Between the 17th and 20th of January, 13 experts from five countries met in Berlin to discuss governance, i.e., the steering and regulatory system of FST. The discussions included: What does transformation mean, what hinders transformation, what enables it, and what are the entry points for steering this process? Under the initiative of the sustainability think tank TMG, stakeholders from Cambodia, Ethiopia, India, Kenya, and Malawi representing farmers’ organizations, youth, civil society, academia, and governments explored the question of what governance structures are needed to transform global food systems, and how these processes can be supported through international development cooperation. Together with TMG, the event was hosted by the Andreas Hermes Academy (AHA), the Deutsche Gesellschaft für Internationale Zusammenarbeit (GIZ) GmbH, the EU Commission, Welthungerhilfe (WHH) and the World Wide Fund For Nature (WWF). The overall objective was to develop recommendations for joint governance of food systems. Within two days, these were to be presented to representatives of the German Federal Ministry for Economic Cooperation and Development (BMZ) and the Directorate-General for International Partnerships of the EU Commission (INTPA).

 

During the event series, the immense challenge was recognized: In 30 years, the world must produce enough food for ten billion people while reducing its impact on climate change. And this at a time when ten percent of all humanity is already suffering from hunger. Meanwhile, globally, 60 percent of biodiversity loss, 80 percent of deforestation and 30 percent of greenhouse gas emissions are attributable to agricultural and food systems. Thus, the time to act is now.

 

The participants in the event series attempted to answer the big questions plaguing food systems. As key actors on the issue of food systems in their societies- they outlined the contours of a sustainable transformation and analyzed the corresponding state of implementation in their countries. Shamika Mone gave a succinct definition of what is meant by sustainability:

 

"What is not realized as a circular economy is not sustainable," stated the President of INOFO, the Intercontinental Network of Organic Farmers’ Organizations and IFOAM WB member.

 

"Farmers know the solutions," said Maness Nkhata, President of the Malawi Farmers Union.
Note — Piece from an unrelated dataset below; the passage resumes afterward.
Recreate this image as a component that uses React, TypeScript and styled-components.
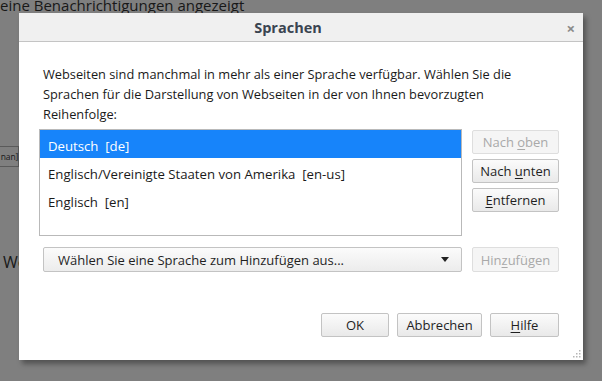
import styled, { createGlobalStyle } from "styled-components";

const GlobalStyle = createGlobalStyle`
  html, body {
    margin: 0;
    padding: 0;
    width: 602px;
    height: 381px;
    overflow: hidden;
    background: #7f7f7f;
    font-family: "Open Sans", "Noto Sans", sans-serif;
  }
`;

const Page = styled.div`
  position: relative;
  width: 602px;
  height: 381px;
  overflow: hidden;
  background: #7f7f7f;
`;

const PageText = styled.div`
  margin-top: -5px;
  font-size: 15px;
  color: #181818;
  line-height: 20px;
`;

const PageLangBox = styled.div`
  box-sizing: border-box;
  margin-top: 131px;
  width: 19px;
  height: 21px;
  border-top: 1px solid #5a5a5a;
  border-bottom: 1px solid #5a5a5a;
  border-right: 1px solid #5a5a5a;
  display: flex;
  justify-content: flex-end;
  align-items: center;
  font-size: 8.5px;
  letter-spacing: -0.2px;
  color: #181818;
`;

const PageHeading = styled.div`
  margin-top: 84px;
  margin-left: 3px;
  font-size: 16px;
  color: #181818;
`;

const Dialog = styled.div`
  position: absolute;
  left: 19px;
  top: 13px;
  width: 564px;
  height: 347px;
  background: #fff;
  box-shadow: 3px 4px 5px rgba(0, 0, 0, 0.35);
  display: flex;
  flex-direction: column;
`;

const TitleBar = styled.div`
  height: 28px;
  background: #f0f0f0;
  border-bottom: 1px solid #c4c4c4;
  display: flex;
  align-items: center;
  justify-content: center;
  position: relative;
`;

const Title = styled.span`
  font-size: 14.5px;
  font-weight: 700;
  color: #3a4450;
  margin-right: 26px;
`;

const Close = styled.span`
  position: absolute;
  right: 8px;
  top: 5px;
  font-size: 15px;
  font-weight: 700;
  color: #8a8a8a;
`;

const Body = styled.div`
  flex: 1;
  display: flex;
  flex-direction: column;
  padding: 22px 24px 23px 20px;
`;

const Intro = styled.p`
  margin: 0 0 5px 4px;
  font-size: 12.8px;
  line-height: 20px;
  color: #1a1a1a;
`;

const Grid = styled.div`
  display: grid;
  grid-template-columns: 1fr 87px;
  column-gap: 10px;
  row-gap: 11px;
`;

const List = styled.div`
  height: 105px;
  border: 1px solid #b9b9b9;
  display: flex;
  flex-direction: column;
`;

const Row = styled.div<{ $selected?: boolean }>`
  box-sizing: border-box;
  height: 28px;
  flex: none;
  padding: 3px 0 0 8px;
  display: flex;
  align-items: center;
  font-size: 13.2px;
  white-space: pre;
  background: ${({ $selected }) => ($selected ? "#1784fa" : "transparent")};
  color: ${({ $selected }) => ($selected ? "#fff" : "#1a1a1a")};
`;

const SideButtons = styled.div`
  display: flex;
  flex-direction: column;
  gap: 5px;
  padding-top: 1px;
`;

const Button = styled.button<{ $width?: number; $height?: number }>`
  box-sizing: border-box;
  height: ${({ $height }) => $height ?? 24}px;
  width: ${({ $width }) => ($width ? `${$width}px` : "100%")};
  padding: 0;
  font-family: inherit;
  font-size: 13px;
  color: #1f1f1f;
  background: linear-gradient(#fbfbfb, #e9e9e9);
  border: 1px solid #c3c3c3;
  border-radius: 2px;

  &:disabled {
    color: #a9a9a9;
    background: #f5f5f5;
    border-color: #dedede;
  }

  u {
    text-underline-offset: 2px;
  }
`;

const Select = styled.div`
  margin-left: 4px;
  height: 23px;
  border: 1px solid #c3c3c3;
  border-radius: 2px;
  background: linear-gradient(#fbfbfb, #ececec);
  display: flex;
  align-items: center;
  justify-content: space-between;
  padding: 0 12px 0 14px;
  font-size: 13px;
  color: #1f1f1f;
`;

const Arrow = styled.span`
  width: 0;
  height: 0;
  border-left: 4px solid transparent;
  border-right: 4px solid transparent;
  border-top: 5px solid #222;
`;

const Footer = styled.div`
  margin-top: auto;
  display: flex;
  justify-content: flex-end;
  gap: 8px;
`;

const Grip = styled.svg`
  position: absolute;
  right: 2px;
  bottom: 2px;
`;

export default function App() {
  return (
    <>
      <GlobalStyle />
      <Page>
        <PageText>eine Benachrichtigungen angezeigt</PageText>
        <PageLangBox>nan]</PageLangBox>
        <PageHeading>We</PageHeading>

        <Dialog>
          <TitleBar>
            <Title>Sprachen</Title>
            <Close>×</Close>
          </TitleBar>
          <Body>
            <Intro>
              Webseiten sind manchmal in mehr als einer Sprache verfügbar. Wählen Sie die
              <br />
              Sprachen für die Darstellung von Webseiten in der von Ihnen bevorzugten
              <br />
              Reihenfolge:
            </Intro>
            <Grid>
              <List>
                <Row $selected>{"Deutsch  [de]"}</Row>
                <Row>{"Englisch/Vereinigte Staaten von Amerika  [en-us]"}</Row>
                <Row>{"Englisch  [en]"}</Row>
              </List>
              <SideButtons>
                <Button disabled>
                  Nach <u>o</u>ben
                </Button>
                <Button>
                  Nach <u>u</u>nten
                </Button>
                <Button>
                  <u>E</u>ntfernen
                </Button>
              </SideButtons>
              <Select>
                <span>Wählen Sie eine Sprache zum Hinzufügen aus...</span>
                <Arrow />
              </Select>
              <Button disabled $height={25}>
                Hin<u>z</u>ufügen
              </Button>
            </Grid>
            <Footer>
              <Button $width={68}>OK</Button>
              <Button $width={85}>Abbrechen</Button>
              <Button $width={69}>
                <u>H</u>ilfe
              </Button>
            </Footer>
          </Body>
          <Grip width="10" height="10" viewBox="0 0 10 10">
            {[
              [8, 2],
              [8, 5],
              [5, 5],
              [8, 8],
              [5, 8],
              [2, 8],
            ].map(([x, y]) => (
              <rect key={`${x}-${y}`} x={x} y={y} width="1.5" height="1.5" fill="#b5b5b5" />
            ))}
          </Grip>
        </Dialog>
      </Page>
    </>
  );
}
Too often, however, well-intended governance projects don't really reach the actors on the ground. "The main issue is reducing malnutrition," added Alemtsehay Sergawi from the Ethiopian Ministry of Agriculture.

 

Moderator Heino von Meyer interjected that a food system is not defined by agriculture alone: "It outlines a variety of sectors." Thus, a transformation crosses the entire spectrum of food production, processing, distribution, consumption, and disposal. As a result, participants immediately agreed on one thing: "Relevant stakeholders, especially women, youth and marginalized groups, belong at the negotiating table," said Marcella D’Souza, Director of the Center for Resilience Studies at India's Watershed Organization Trust. "And whoever sits at the table must be accepted by the majority of society." Von Meyer commented that in Germany it is already difficult to get three ministries alone to sit at the same table. D’Souza: "A holistic systems approach is necessary". The group agreed that this approach comes closest to effective and practical solutions when the people at such a table meet at eye level.

 

The fact that such a template for governance cannot be drawn up on a drawing board was vividly demonstrated by a schematic representation of the discussion on a pinboard in the seventh-floor meeting room of the Scandic Hotel in Berlin's City West. "Governance is not the same as government," said Zwide Jere, Executive Director of the Malawian nongovernmental organization Total Land Care, and underscored the concept of eye-level discussions. "It means a multi-stakeholder approach." Furthermore, Agatha Thuo, CEO of the private sector led Agriculture Sector Network (ASNET) in Kenya, advocated for “more inclusion of the private sector in the transformation of food systems.” As a result, 13 white cards with components such as "Political Participation" or "Transparency & Accountability" were grouped around a pink card labeled "Enabling Environment" on the wall, which in turn were framed by the 20 yellow cards like satellites with more detailed descriptions. "The theoretical complexity is well illustrated - but in practice it can be even more challenging," commented co-host Jörg Schindler from TMG.

 

But this graphic representation of the discussion's content became more vivid as the hours passed - and was condensed into a three-page paper with key messages for development partners. It was presented two days later, on the sidelines of the Global Forum for Food and Agriculture (GFFA) at the Berlin Exhibition Grounds. The paper identifies two main factors for successful transformation: development partners should increasingly recognize and harmonize their dual roles: on one hand, as supporters of enabling environments for transformation in the Global South, and on the other hand, as influential voices in agreeing on goals and strategies at the international level. "This requires a transformation of development cooperation," the document concludes. " A more political approach is necessary to improve or even implement the governance of food systems transformation.” Among the key demands is that food systems transformation must be a goal of explicitly long-term development initiatives. Local needs should serve as the foundation towards the strategic conception of development initiatives. And: There needs to be "appropriate investment in applied research and extension services that focus on sustainable practices and take into account local traditional knowledge," summarized Thuo. Ultimately, the 13 key stakeholders concluded, there needs to be greater harmonization of support from development partners.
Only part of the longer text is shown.